Mark Verbin, who takes care of the octopus and other animals at the aquarium, is a Baltimore native who has never been to the Preakness. He said he had always been fearful of the infield "crazies."

"I understand they have a horse race here," deadpanned one of his colleagues.

"I can't believe it was people that did this," said Ms. King a few minutes after finding the $50 bill, wadded and soaked yet still recognizable as legal tender.

Gradually, like restoration experts, she and the others cleaned away the encrustations of civilization to reveal the all-emerald painting of grassy earth below.

"Last year it seemed kind of hopeless," said Sally Grove, a fund-raiser at the Nature Conservancy. "This year, with a few more bodies, it looks like a doable thing."

The cleanup idea had sprung full blown from the Preakness partying.

In 1989, Rosemary Krussman was sitting with her husband, Eric, and friends, who kidded them about their interest in recycling.

"Hey, wouldn't you like to recycle all of this?" one of them asked.

"Yeah," she said, "as a matter of fact, we would."

The next day she called Don Rankin, president of Harry M. Stevens Maintenance Inc. of Baltimore, whose company has the cleanup contract.

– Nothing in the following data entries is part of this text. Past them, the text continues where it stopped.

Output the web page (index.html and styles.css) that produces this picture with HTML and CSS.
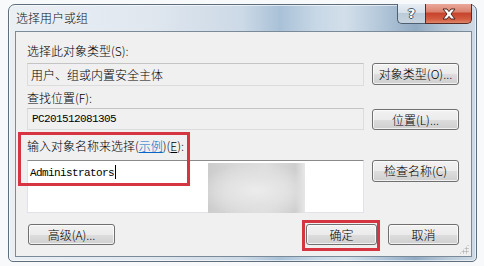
FILE: index.html
```
<!DOCTYPE html>
<html lang="zh-CN">
<head>
<meta charset="utf-8">
<title>选择用户或组</title>
<link rel="stylesheet" href="styles.css">
</head>
<body>
<div class="window">
  <div class="titlebar">
    <span class="title">选择用户或组</span>
    <div class="caption-btns">
      <div class="cbtn help"><span>?</span></div>
      <div class="cbtn close">
        <svg width="18" height="12" viewBox="0 0 18 12">
          <path d="M3 1 H7 L9 3.6 L11 1 H15 L11 6 L15 11 H11 L9 8.4 L7 11 H3 L7 6 Z" fill="#fff" stroke="#4a2520" stroke-width="1" stroke-linejoin="round"/>
        </svg>
      </div>
    </div>
  </div>
  <div class="client">
    <div class="label l1">选择此对象类型(S):</div>
    <div class="line l-field1">
      <div class="field readonly f1">用户、组或内置安全主体</div>
      <button class="btn wide b1">对象类型(O)...</button>
    </div>
    <div class="label l2">查找位置(F):</div>
    <div class="line l-field2">
      <div class="field readonly f2 mono">PC201512081305</div>
      <button class="btn wide b2">位置(L)...</button>
    </div>
    <div class="label l3">输入对象名称来选择(<a class="link">示例</a>)(<u>E</u>):</div>
    <div class="line l-field3">
      <div class="field edit f3">
        <span class="mono">Administrators</span><span class="caret"></span>
        <div class="blur"></div>
      </div>
      <button class="btn wide b3">检查名称(C)</button>
    </div>
    <div class="bottom">
      <button class="btn wide adv">高级(A)...</button>
      <div class="spacer"></div>
      <button class="btn small ok">确定</button>
      <button class="btn small cancel">取消</button>
    </div>
    <div class="grip"></div>
  </div>
</div>
<div class="mark mark1"></div>
<div class="mark mark2"></div>
</body>
</html>
```
FILE: styles.css
```
* { box-sizing: border-box; }
html, body { margin: 0; padding: 0; }
body {
  width: 484px;
  height: 266px;
  background: #f8f9fa;
  font-family: "Noto Sans CJK SC", "Liberation Sans", sans-serif;
  font-size: 12px;
  font-weight: 300;
  color: #000;
  position: relative;
  overflow: hidden;
}
.window {
  margin: 4px 0 0 8px;
  width: 469px;
  height: 258px;
  border: 1px solid #5f6e7c;
  border-radius: 7px 7px 5px 5px;
  background:
    linear-gradient(to right, #eaeff4 0%, #e0e7ef 30%, #ccd9e6 50%, #a9c1d7 58%, #c8d8e6 66%, #d2dfea 72%, #b2c6d9 80%, #91abc3 87%, #b9cad9 94%, #cfdae5 100%);
  display: flex;
  flex-direction: column;
  box-shadow: inset 0 0 0 1px rgba(255,255,255,0.6);
}
.titlebar {
  height: 26px;
  display: flex;
  justify-content: space-between;
  align-items: flex-start;
  padding: 0 4px 0 7px;
}
.title {
  margin-top: 5px;
  line-height: 16px;
  font-size: 12px;
  color: #111;
  text-shadow: 0 0 6px rgba(255,255,255,0.9);
}
.caption-btns {
  display: flex;
  margin-top: -1px;
}
.cbtn {
  height: 20px;
  display: flex;
  align-items: center;
  justify-content: center;
  border: 1px solid #4e5f70;
  border-top: none;
}
.help {
  width: 28px;
  border-radius: 0 0 0 5px;
  border-right: none;
  background: linear-gradient(#e8eef4 0%, #d6e0ea 45%, #bccbd9 50%, #c7d4e0 100%);
}
.help span {
  font-family: "DejaVu Sans", sans-serif;
  font-weight: bold;
  font-size: 13px;
  color: #fff;
  text-shadow: -1px 0 #47586a, 1px 0 #47586a, 0 -1px #47586a, 0 1px #47586a;
  line-height: 13px;
}
.close {
  width: 47px;
  border-color: #5a2b24;
  border-radius: 0 0 5px 0;
  background: linear-gradient(#eaa89b 0%, #dc8470 40%, #c8442c 50%, #d35c40 80%, #e0866a 100%);
}
.client {
  margin: 0 4px 4px 6px;
  height: 226px;
  border: 1px solid #7b8a99;
  background: #f0f0f0;
  padding: 12px 12px 0 11px;
  position: relative;
}
.label {
  line-height: 14px;
  height: 14px;
  white-space: nowrap;
}
.link {
  color: #0a64c8;
  text-decoration: underline;
}
.l2 { margin-top: 5px; }
.l3 { margin-top: 9px; }
.line {
  display: flex;
  gap: 8px;
  align-items: flex-start;
}
.l-field1 { margin-top: 5px; }
.l-field2 { margin-top: 3px; }
.l-field3 { margin-top: 7px; }
.field {
  width: 337px;
  flex: none;
  position: relative;
}
.readonly {
  background: #f0f0f0;
  border: 1px solid #dcdcdc;
  border-top-color: #c4c4c4;
  padding: 2px 3px;
  line-height: 17px;
}
.f1 { height: 23px; }
.f2 { height: 22px; }
.mono {
  font-family: "Liberation Mono", "DejaVu Sans Mono", monospace;
  font-size: 11px;
  letter-spacing: -0.6px;
  font-weight: normal;
}
.f2.mono { padding-left: 4px; line-height: 17px; }
.edit {
  height: 53px;
  background: #fff;
  border: 1px solid #e2e3ea;
  border-top-color: #8a8a8a;
  padding: 3px 0 0 2px;
  line-height: 14px;
}
.caret {
  display: inline-block;
  width: 1px;
  height: 14px;
  background: #000;
  vertical-align: -3px;
  margin-left: 1px;
}
.blur {
  position: absolute;
  left: 180px;
  top: 2px;
  width: 97px;
  height: 50px;
  background:
    radial-gradient(ellipse 60% 55% at 50% 55%, #ececec 0%, #e2e2e2 50%, rgba(225,225,225,0) 100%),
    linear-gradient(to right, #cccccc 0%, #d8d8d8 30%, #dddddd 60%, #cecece 90%, #e8e8e8 100%);
}
.btn {
  font-family: "Noto Sans CJK SC", "Liberation Sans", sans-serif;
  font-size: 12px;
  font-weight: 300;
  color: #000;
  border: 1px solid #707070;
  border-radius: 3px;
  background: linear-gradient(#f2f2f2 0%, #ebebeb 50%, #dddddd 51%, #cfcfcf 100%);
  box-shadow: inset 0 0 0 1px rgba(255,255,255,0.7);
  padding: 0;
  line-height: 18px;
  white-space: nowrap;
}
.wide { width: 87px; flex: none; }
.small { width: 71px; flex: none; }
.b1 { height: 22px; }
.b2 { height: 21px; margin-top: 1px; }
.b3 { height: 22px; }
.bottom {
  display: flex;
  align-items: flex-start;
  margin-top: 11px;
  padding-left: 1px;
}
.bottom .btn { height: 21px; }
.spacer { flex: 1; }
.cancel { margin-left: 11px; }
.grip {
  position: absolute;
  right: 2px;
  bottom: 2px;
  width: 10px;
  height: 10px;
  background-image: radial-gradient(circle, #b4b4b4 0.9px, transparent 1.2px);
  background-size: 3px 3px;
  clip-path: polygon(100% 0, 100% 100%, 0 100%);
}
.mark {
  position: absolute;
  border: 3px solid #d63440;
}
.mark1 { left: 18px; top: 132px; width: 172px; height: 54px; }
.mark2 { left: 302px; top: 220px; width: 78px; height: 31px; }
```
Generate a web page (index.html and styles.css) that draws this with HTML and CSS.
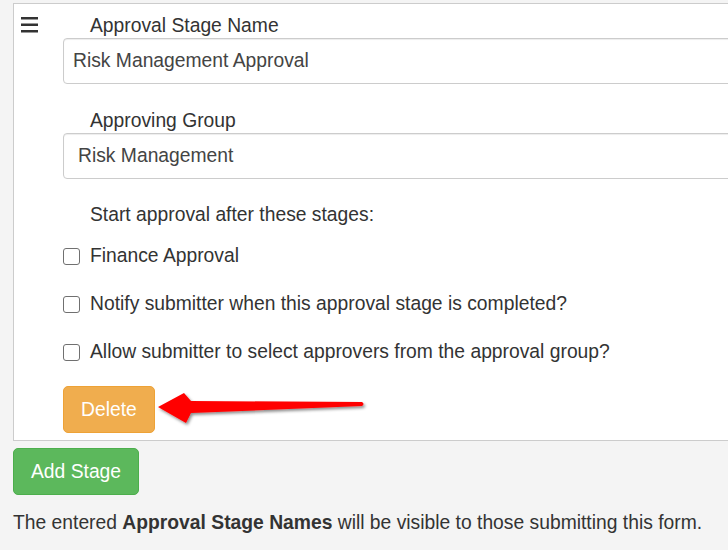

If she could pull together a crew of volunteers, would he let them collect the aluminum cans in 1990?

Mr. Rankin listened, with skepticism. If he let them do it, he said, they'd have to pick up the trash, too.

He warned and watched for diminution of the cleanup ardor.

"I met with them many, many times. I brought them out here to see what they were up against," he said.

He couldn't dissuade them.

Eventually, he thought, let's take a chance. He offered $2,500 for the cleanup.

He says he was amazed to learn they had gathered 167,000 cans -- worth about $2,500 from the Reynolds recycling operation.

This year, the group is receiving the same pay from Mr. Rankin and expects to earn a little more than last year from the aluminum. Ms. Krussman also enlisted Budweiser, which saw the value of a "green" project and will pay the Krussman team about $2,500, minus the cost of 500 Budweiser, Preakness cleanup volunteer T-shirts.